Children are fascinated with small things. After decades of working with children and helping them to learn to read, I’ve noticed the gift of being small and so close to the ground. I’ve been asked “do frogs have toenails?” “Why do daffodils have yellow hairs?” Being small and seeing small and playing with small things the size of their hands—sometimes as big people we forget about these things.
And children are never small in their own eyes. Only their little brother or sister are small to them. Anyone who starts a story with “There was a little girl…” well, I don’t believe they know children very well!
The Tiny Woman’s Coat looks at the outside world through a child’s eyes and has been compared to Thumbelina and The Borrowers. Did you enjoy the process of magnifying the natural world for young readers?
I thought more about what would make the perfect make-believe materials for a tiny coat. I went through a list in my mind that way.
I wanted the story of The Tiny Woman’s Coat to be a song, so that it floated and had a lyrical effect. To not be a serious story, but a warm and lovely story about making and thinking like a child.
Do you hope the story inspires young children to explore their own back yard to look closely at the little treasures they might find?
I believe children do explore their own backyard anyway. But I hope everything they read inspires them in some way. Books should give children pleasure, extend their imaginations and make their hearts rejoice.
A book is a different thing for children than it is for adults. It’s a friend: they take it around the house with them, they tuck it under their T-shirt or pillow at night.
The story includes trees and animals, seasons and resourcefulness. What are some of your favourite books about the outdoors and the natural world?
Unfortunately I can’t read now, which is a tragedy. But when I was young, I was introduced to a world I didn’t know after reading May Gibbs’ Snugglepot & Cuddlepie. That world became real for me. My sister and I would run past banksia trees, believing the villains of the story were sitting in their branches. I believe environment books can become real for young children.
I also read A. A. Milne and memorised his rhymes because I wanted to hold them. When reading words like copse and spinney in Winnie the Pooh, I had no clue what they were exactly but just knew they were magical places.
This is your second collaboration with illustrator Giselle Clarkson. How is it to see different illustrators bring your stories to life in different ways?
I see illustrators as co-authors because that’s what they are! I often warn people at my writing workshops not to dictate to illustrators but to treat them as a co-author.
The definition of author is authority and creator and that’s what an illustrator is, bringing the story to life with pictures. I’m always delighted with the extra story that comes from the illustrator.
What’s one picture book you loved as a four-year-old?
I didn’t have books as a child. We moved around a lot and my family had only one book in the house—a Bible. Instead, I heard stories that my aunt would tell me and they often changed with each retelling.

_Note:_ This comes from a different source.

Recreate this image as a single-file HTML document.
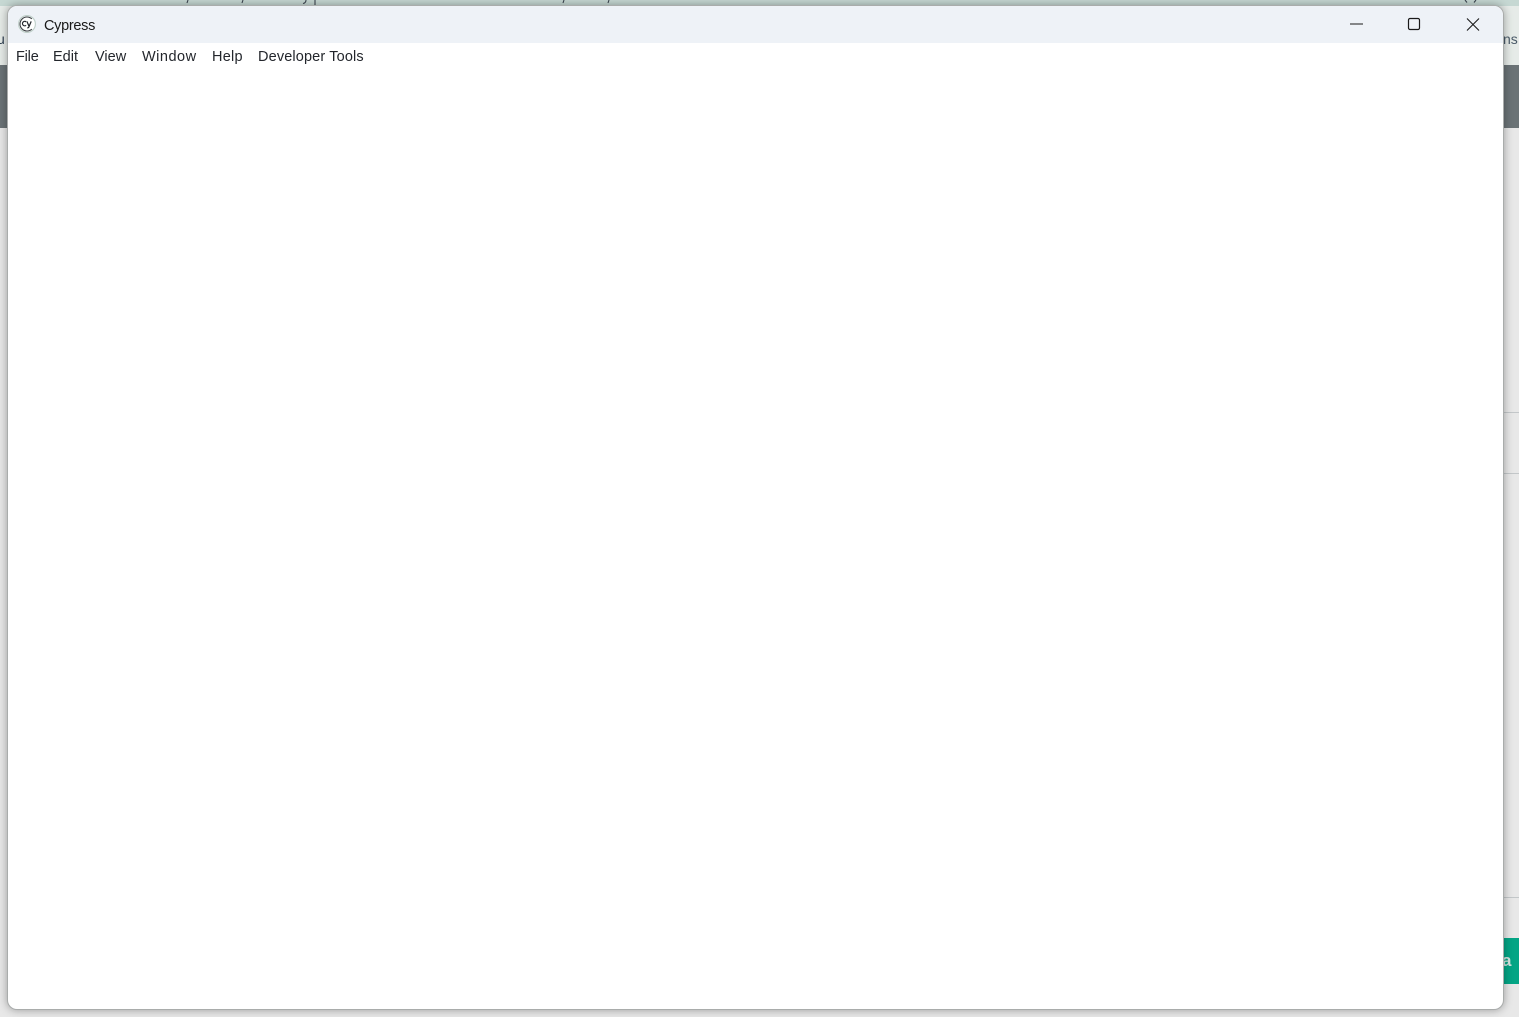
<!DOCTYPE html>
<html lang="en">
<head>
<meta charset="utf-8">
<title>Cypress</title>
<style>
html,body{margin:0;padding:0;width:1519px;height:1017px;overflow:hidden;background:#e8e8e8;font-family:"Liberation Sans",sans-serif}
.abs{position:absolute}
#bg{position:absolute;left:0;top:0;width:1519px;height:1017px;overflow:hidden}
#win{position:absolute;left:8px;top:6px;width:1495px;height:1003px;background:#fff;border-radius:9px;overflow:hidden}
#shadow{position:absolute;left:7px;top:5px;width:1497px;height:1005px;border-radius:10px;background:#a9acab;box-shadow:0 0 9px rgba(0,0,0,.34)}
#titlebar{position:absolute;left:0;top:0;width:1495px;height:37px;background:#eef2f7}
.t{position:absolute;white-space:nowrap;line-height:18px;font-size:14.5px;color:#23262c}
</style>
</head>
<body>
<div id="bg">
  <div class="abs" style="left:0;top:0;width:1519px;height:6px;background:#c6d8d3"></div>
  <div class="abs" style="left:0;top:6px;width:1519px;height:59px;background:#e6ebe8"></div>
  <div class="abs" style="left:0;top:65px;width:1519px;height:63px;background:#6b7376"></div>
  <div class="abs" style="left:0;top:128px;width:1519px;height:889px;background:#e8e8e8"></div>
  <div class="abs" style="left:1503px;top:412px;width:16px;height:1px;background:#c3c7c9"></div>
  <div class="abs" style="left:1503px;top:473px;width:16px;height:1px;background:#c3c7c9"></div>
  <div class="abs" style="left:1503px;top:897px;width:16px;height:1px;background:#c3c7c9"></div>
  <div class="abs" style="left:1503px;top:938px;width:16px;height:46px;background:#04a585"></div>
  <div class="t" style="left:1502px;top:952px;font-size:17px;font-weight:bold;color:#d3e4df">a</div>
  <div class="t" style="left:1503px;top:30px;font-size:14px;color:#4a5a68">ns</div>
  <div class="t" style="left:-3px;top:30px;font-size:14px;color:#2f3f50">u</div>
  <svg class="abs" style="left:0;top:0" width="1519" height="5" viewBox="0 0 1519 5">
    <path d="M188 0l-1 3M243 0l-1 3M306 0q0 3-3 3.500M315 0v5M564 0l-1 3M609 0l-1 3M1465 0l2 2.500M1476 0l-2 2.500" stroke="#3c4650" stroke-width="1.100" fill="none"/>
  </svg>
</div>

<div id="shadow"></div>

<div id="win">
  <div id="titlebar"></div>
  <svg class="abs" style="left:10px;top:9px" width="18" height="18" viewBox="0 0 18 18">
    <circle cx="9" cy="9" r="8.400" fill="#ffffff" stroke="#bfcfc9" stroke-width="1.100"/>
    <path d="M13.800 3.900A7 7 0 1 0 13.800 14.100" fill="none" stroke="#3a3d42" stroke-width="1.100"/>
    <path d="M8.100 6.900a2.200 2.200 0 1 0 0 3.400" fill="none" stroke="#23262c" stroke-width="1.200"/>
    <path d="M8.900 6.400l2 4.600M13.200 6.400l-2.300 5.500q-.4 1-1.600 1" fill="none" stroke="#23262c" stroke-width="1.200"/>
  </svg>
  <div class="t" style="left:36px;top:11px;color:#1a1a1a;letter-spacing:-.3px">Cypress</div>
  <div class="t" style="left:8px;top:42px;letter-spacing:-.2px">File</div>
  <div class="t" style="left:45px;top:42px">Edit</div>
  <div class="t" style="left:87px;top:42px">View</div>
  <div class="t" style="left:134px;top:42px;letter-spacing:.5px">Window</div>
  <div class="t" style="left:204px;top:42px;letter-spacing:.25px">Help</div>
  <div class="t" style="left:250px;top:42px;letter-spacing:.14px">Developer Tools</div>
  <svg class="abs" style="left:1335px;top:5px" width="150" height="26" viewBox="0 0 150 26">
    <path d="M7 13H20" stroke="#1a1a1a" stroke-width="1.100" fill="none"/>
    <rect x="65.500" y="7.500" width="11" height="11" rx="1.500" fill="none" stroke="#1a1a1a" stroke-width="1.200"/>
    <path d="M124 7.500L136 19.500M136 7.500L124 19.500" stroke="#1a1a1a" stroke-width="1.100" fill="none"/>
  </svg>
</div>
</body>
</html>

I was eight-and-a-half years old before I read a book to myself. The Story about Ping gave me my reading skills. I read that book from beginning to end, then tucked it away in my desk. I just couldn’t bear to finish it. Then when I read it a second time I was surprised that it was the exact same story, unlike my Aunt’s storytelling that was different every time. With Ping, I discovered the constancy of print, that books do not change.
Do you believe in fairy people?
I believe a whole lot of living goes on outside our five senses.
I feed the sparrows in my garden every day, I talk to them, I tell the trees that they are beautiful (I’m not sure what the neighbours think). But I feel it is important to talk about perception not about absolute knowledge.